Primeiro, porque a marca “Nubank” foi criada quando a empresa ainda era uma Instituição de Pagamento. A proposta do BC não deixa claro se marcas criadas antes da obtenção da licença bancária precisarão se justificar ou se adequar retroativamente.

Segundo, porque o Nubank atua fora do Brasil, em países como México e Colômbia, onde ainda não possui licença bancária — mas utiliza a mesma marca globalmente. Isso levantou a dúvida: será que o regulador brasileiro começará a exigir coerência também nesse nível internacional? Parece improvável, mas a incerteza permanece. E fintech nenhuma gosta de incerteza.

Para além do Nubank: quem vai ser impactado de verdade?

Agora vamos ao ponto real: quem pode ser impactado são as fintechs que utilizam o termo “bank” em sua marca, mas não possuem licença bancária própria.

Hoje, é comum que fintechs operem com total regularidade por meio de modelos como IP ou SCD, utilizando estruturas regulatórias mais leves — muitas vezes com licenças viabilizadas por parceiros, através de soluções de Banking as a Service (BaaS).

Isso permitiu que dezenas de produtos financeiros inovadores chegassem ao mercado com agilidade, segurança e responsabilidade. Mas, se a proposta avançar como está, essas fintechs — mesmo atuando de forma legal — não poderão mais usar “bank” no nome, o que exigirá uma reestruturação de marca ou uma migração para licença bancária, que implica custos e exigências elevadas.

E quem já registrou a marca?

A regra afeta tanto quem já está no mercado quanto quem está chegando agora.

Fintechs que já utilizam “bank” no nome, mas ainda não são bancos, poderão ser obrigadas a comprovar que já tinham a licença bancária plena no momento em que começaram a usar a marca.

Se a licença veio depois, mesmo com a operação hoje regularizada, ainda há dúvida sobre como o BC vai tratar esses casos.

Já aquelas que estão em processo de registro de marca, mas não possuem licença bancária, simplesmente não poderão seguir com o processo.
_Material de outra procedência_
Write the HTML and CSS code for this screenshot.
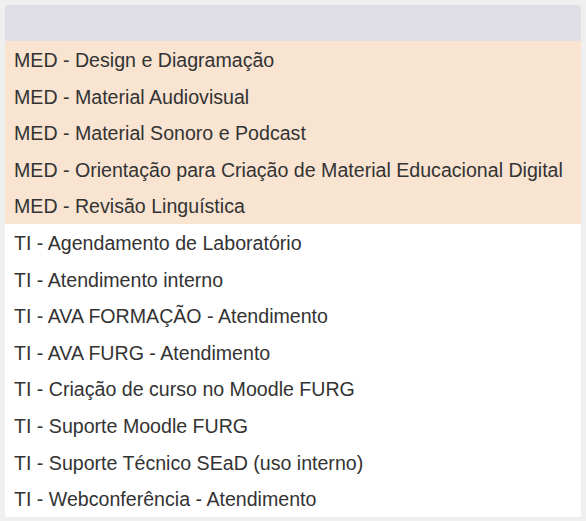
FILE: index.html
```html
<!DOCTYPE html>
<html lang="pt-BR">
<head>
    <meta charset="UTF-8">
    <title>Serviços</title>
    <link rel="stylesheet" href="styles.css">
</head>
<body>
    <div class="list-box">
        <div class="list-header"></div>
        <ul class="options">
            <li class="option group-med">MED - Design e Diagramação</li>
            <li class="option group-med">MED - Material Audiovisual</li>
            <li class="option group-med">MED - Material Sonoro e Podcast</li>
            <li class="option group-med">MED - Orientação para Criação de Material Educacional Digital</li>
            <li class="option group-med">MED - Revisão Linguística</li>
            <li class="option">TI - Agendamento de Laboratório</li>
            <li class="option">TI - Atendimento interno</li>
            <li class="option">TI - AVA FORMAÇÃO - Atendimento</li>
            <li class="option">TI - AVA FURG - Atendimento</li>
            <li class="option">TI - Criação de curso no Moodle FURG</li>
            <li class="option">TI - Suporte Moodle FURG</li>
            <li class="option">TI - Suporte Técnico SEaD (uso interno)</li>
            <li class="option">TI - Webconferência - Atendimento</li>
        </ul>
    </div>
</body>
</html>
```

FILE: styles.css
```css
* {
    margin: 0;
    padding: 0;
    box-sizing: border-box;
}

body {
    background: #efefef;
    font-family: "Liberation Sans", Arial, sans-serif;
    padding: 5px;
    height: 100vh;
}

.list-box {
    width: 576px;
    background: #fff;
    border-radius: 2px;
}

.list-header {
    height: 36px;
    background: #e0dfe5;
    border-radius: 2px 2px 0 0;
}

.options {
    list-style: none;
}

.option {
    height: 36.6px;
    line-height: 38px;
    padding-left: 9px;
    font-size: 19.6px;
    color: #333;
    white-space: nowrap;
}

.group-med {
    background: #f8e4d1;
}
```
O uso do termo “bank” será proibido, independentemente da proposta de valor ou da estratégia de branding adotada.

Isso é um desafio enorme para quem está em fase de MVP, lançamento de app, produção de cartões ou começando a consolidar uma presença no mercado.

O impacto para o ecossistema

Essa proposta não pode ser tratada como detalhe técnico.
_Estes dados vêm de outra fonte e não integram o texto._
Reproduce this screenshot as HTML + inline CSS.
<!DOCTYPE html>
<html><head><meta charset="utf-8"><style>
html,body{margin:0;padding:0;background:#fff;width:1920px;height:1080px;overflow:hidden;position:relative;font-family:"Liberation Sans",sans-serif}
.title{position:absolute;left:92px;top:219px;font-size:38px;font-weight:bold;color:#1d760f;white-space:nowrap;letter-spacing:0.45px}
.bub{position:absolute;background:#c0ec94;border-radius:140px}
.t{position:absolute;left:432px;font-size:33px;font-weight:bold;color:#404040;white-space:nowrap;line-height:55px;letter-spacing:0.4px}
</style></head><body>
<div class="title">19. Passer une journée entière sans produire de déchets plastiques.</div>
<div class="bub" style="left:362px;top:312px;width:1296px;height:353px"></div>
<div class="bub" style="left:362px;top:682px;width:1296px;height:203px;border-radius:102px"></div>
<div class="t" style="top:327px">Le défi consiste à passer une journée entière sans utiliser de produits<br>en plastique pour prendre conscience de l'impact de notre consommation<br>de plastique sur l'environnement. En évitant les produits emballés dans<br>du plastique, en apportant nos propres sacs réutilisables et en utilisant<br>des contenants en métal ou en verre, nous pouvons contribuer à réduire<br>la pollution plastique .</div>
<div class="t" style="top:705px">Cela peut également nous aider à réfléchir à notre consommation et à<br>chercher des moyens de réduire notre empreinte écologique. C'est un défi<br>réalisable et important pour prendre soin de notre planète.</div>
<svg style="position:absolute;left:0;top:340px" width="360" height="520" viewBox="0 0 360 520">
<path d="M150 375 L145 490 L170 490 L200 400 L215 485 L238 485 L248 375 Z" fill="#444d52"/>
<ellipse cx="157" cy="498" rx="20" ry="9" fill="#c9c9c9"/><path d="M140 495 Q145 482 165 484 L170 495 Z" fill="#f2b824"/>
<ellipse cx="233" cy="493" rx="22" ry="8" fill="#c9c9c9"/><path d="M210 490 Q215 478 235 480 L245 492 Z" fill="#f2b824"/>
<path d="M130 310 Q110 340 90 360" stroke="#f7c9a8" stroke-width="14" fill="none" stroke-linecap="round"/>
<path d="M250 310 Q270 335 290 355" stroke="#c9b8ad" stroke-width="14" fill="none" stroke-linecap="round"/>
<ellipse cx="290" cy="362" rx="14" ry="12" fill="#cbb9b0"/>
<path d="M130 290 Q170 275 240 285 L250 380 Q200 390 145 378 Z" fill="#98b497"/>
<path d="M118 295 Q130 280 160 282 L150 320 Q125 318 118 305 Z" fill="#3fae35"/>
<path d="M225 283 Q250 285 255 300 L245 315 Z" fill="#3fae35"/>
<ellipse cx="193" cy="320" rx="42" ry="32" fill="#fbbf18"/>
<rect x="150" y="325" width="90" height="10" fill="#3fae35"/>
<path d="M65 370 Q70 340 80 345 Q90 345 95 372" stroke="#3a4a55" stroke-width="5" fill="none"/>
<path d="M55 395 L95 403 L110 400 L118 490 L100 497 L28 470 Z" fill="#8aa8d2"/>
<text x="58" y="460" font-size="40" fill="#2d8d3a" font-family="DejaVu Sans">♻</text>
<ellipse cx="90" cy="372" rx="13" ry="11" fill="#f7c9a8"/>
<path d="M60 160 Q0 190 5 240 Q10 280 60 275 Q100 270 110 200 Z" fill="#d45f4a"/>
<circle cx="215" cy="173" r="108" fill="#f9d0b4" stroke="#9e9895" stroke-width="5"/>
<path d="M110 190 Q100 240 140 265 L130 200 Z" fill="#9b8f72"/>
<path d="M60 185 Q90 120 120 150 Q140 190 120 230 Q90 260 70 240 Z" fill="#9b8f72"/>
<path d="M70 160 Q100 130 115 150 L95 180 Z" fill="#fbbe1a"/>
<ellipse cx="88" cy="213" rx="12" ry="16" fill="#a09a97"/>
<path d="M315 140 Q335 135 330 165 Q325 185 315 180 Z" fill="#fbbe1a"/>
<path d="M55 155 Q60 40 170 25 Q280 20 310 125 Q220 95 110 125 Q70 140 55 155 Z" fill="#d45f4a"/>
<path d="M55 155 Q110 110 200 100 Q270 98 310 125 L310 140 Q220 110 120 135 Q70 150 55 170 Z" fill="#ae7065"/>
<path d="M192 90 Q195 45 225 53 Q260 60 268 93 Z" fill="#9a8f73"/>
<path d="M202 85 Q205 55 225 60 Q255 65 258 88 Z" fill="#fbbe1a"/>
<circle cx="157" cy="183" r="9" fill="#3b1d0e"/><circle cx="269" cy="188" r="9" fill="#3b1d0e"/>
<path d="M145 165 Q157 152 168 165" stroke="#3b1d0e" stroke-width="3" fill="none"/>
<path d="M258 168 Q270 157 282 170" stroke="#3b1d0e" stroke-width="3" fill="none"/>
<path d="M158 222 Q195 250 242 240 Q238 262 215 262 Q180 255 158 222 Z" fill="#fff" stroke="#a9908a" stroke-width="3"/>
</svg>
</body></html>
Ela toca diretamente no posicionamento de marca de boa parte das fintechs do Brasil — inclusive aquelas que operam com ética, regulação e estrutura profissional. Trocar o nome de uma empresa não é um ajuste cosmético. É mudar domínio, app, contrato, comunicação, canal, SEO, e, principalmente, percepção de marca.
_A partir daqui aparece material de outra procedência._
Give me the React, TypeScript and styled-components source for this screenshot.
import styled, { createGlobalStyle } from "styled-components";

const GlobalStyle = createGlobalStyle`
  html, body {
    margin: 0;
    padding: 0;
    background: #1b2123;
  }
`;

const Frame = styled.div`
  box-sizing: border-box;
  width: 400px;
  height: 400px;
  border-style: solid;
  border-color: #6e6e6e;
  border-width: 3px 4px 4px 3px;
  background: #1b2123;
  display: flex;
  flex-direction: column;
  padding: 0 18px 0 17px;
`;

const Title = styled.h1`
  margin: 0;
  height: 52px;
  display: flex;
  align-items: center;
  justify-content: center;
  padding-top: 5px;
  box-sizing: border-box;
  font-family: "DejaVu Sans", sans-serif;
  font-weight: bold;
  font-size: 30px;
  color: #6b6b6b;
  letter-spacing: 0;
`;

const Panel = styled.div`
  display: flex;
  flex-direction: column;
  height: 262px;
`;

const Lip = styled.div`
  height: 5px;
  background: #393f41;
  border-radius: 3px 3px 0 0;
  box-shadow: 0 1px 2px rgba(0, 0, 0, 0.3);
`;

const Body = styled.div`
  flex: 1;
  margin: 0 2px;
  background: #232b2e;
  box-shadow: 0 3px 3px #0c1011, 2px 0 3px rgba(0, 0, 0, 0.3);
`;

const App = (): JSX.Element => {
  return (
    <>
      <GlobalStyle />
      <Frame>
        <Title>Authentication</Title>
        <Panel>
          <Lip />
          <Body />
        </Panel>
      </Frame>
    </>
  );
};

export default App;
Mais que isso: essa mudança pode desestimular novos empreendedores, que escolhem modelos regulatórios mais leves para validar suas soluções. Modelos como IP e SCD foram criados para permitir inovação com segurança — e isso precisa ser preservado.

O que poderia ser feito de forma mais inteligente?

Transparência não precisa excluir inovação.

O Banco Central poderia, por exemplo, exigir disclaimers claros nos apps e sites, informando o tipo de instituição e os limites operacionais.

Outra alternativa seria criar selos padronizados, como acontece em outros setores, para que o consumidor identifique se está lidando com um banco, uma IP ou uma SCD — sem depender apenas do nome para isso.

A proposta tem méritos. Mas precisa ser calibrada. Porque não é o uso da palavra “bank” que protege o cliente — é a conduta da empresa, sua governança e seu compromisso com a transparência.

O papel da Finscale nesse cenário

Na Finscale, temos acompanhado de perto todos os movimentos regulatórios do mercado financeiro.

Nosso trabalho é apoiar fintechs desde a ideia até a operação, passando por estrutura regulatória, planejamento de produto, construção técnica e estratégia de marca.

Com essa proposta em pauta, temos orientado nossos mentorados a revisar nomes, domínios e branding com foco não apenas no marketing, mas também na segurança jurídica e na sustentabilidade de longo prazo.

A Consulta Pública está aberta até 31 de maio. E esse é o momento ideal para discutir, sugerir ajustes e defender um ambiente que incentive tanto a proteção ao consumidor quanto a inovação de verdade.

No fim, não é sobre o “bank”

Essa discussão não é sobre uma palavra. É sobre o quanto o ambiente regulatório brasileiro estimula — ou inibe — o nascimento de novas soluções financeiras.

A inovação que transformou o sistema financeiro nos últimos anos não veio de quem seguiu o manual. Veio de quem desafiou a lógica.

E se o papel do regulador é proteger, o nosso é construir. Mas precisamos de regras claras, proporcionais e coerentes com o cenário que estamos ajudando a desenvolver.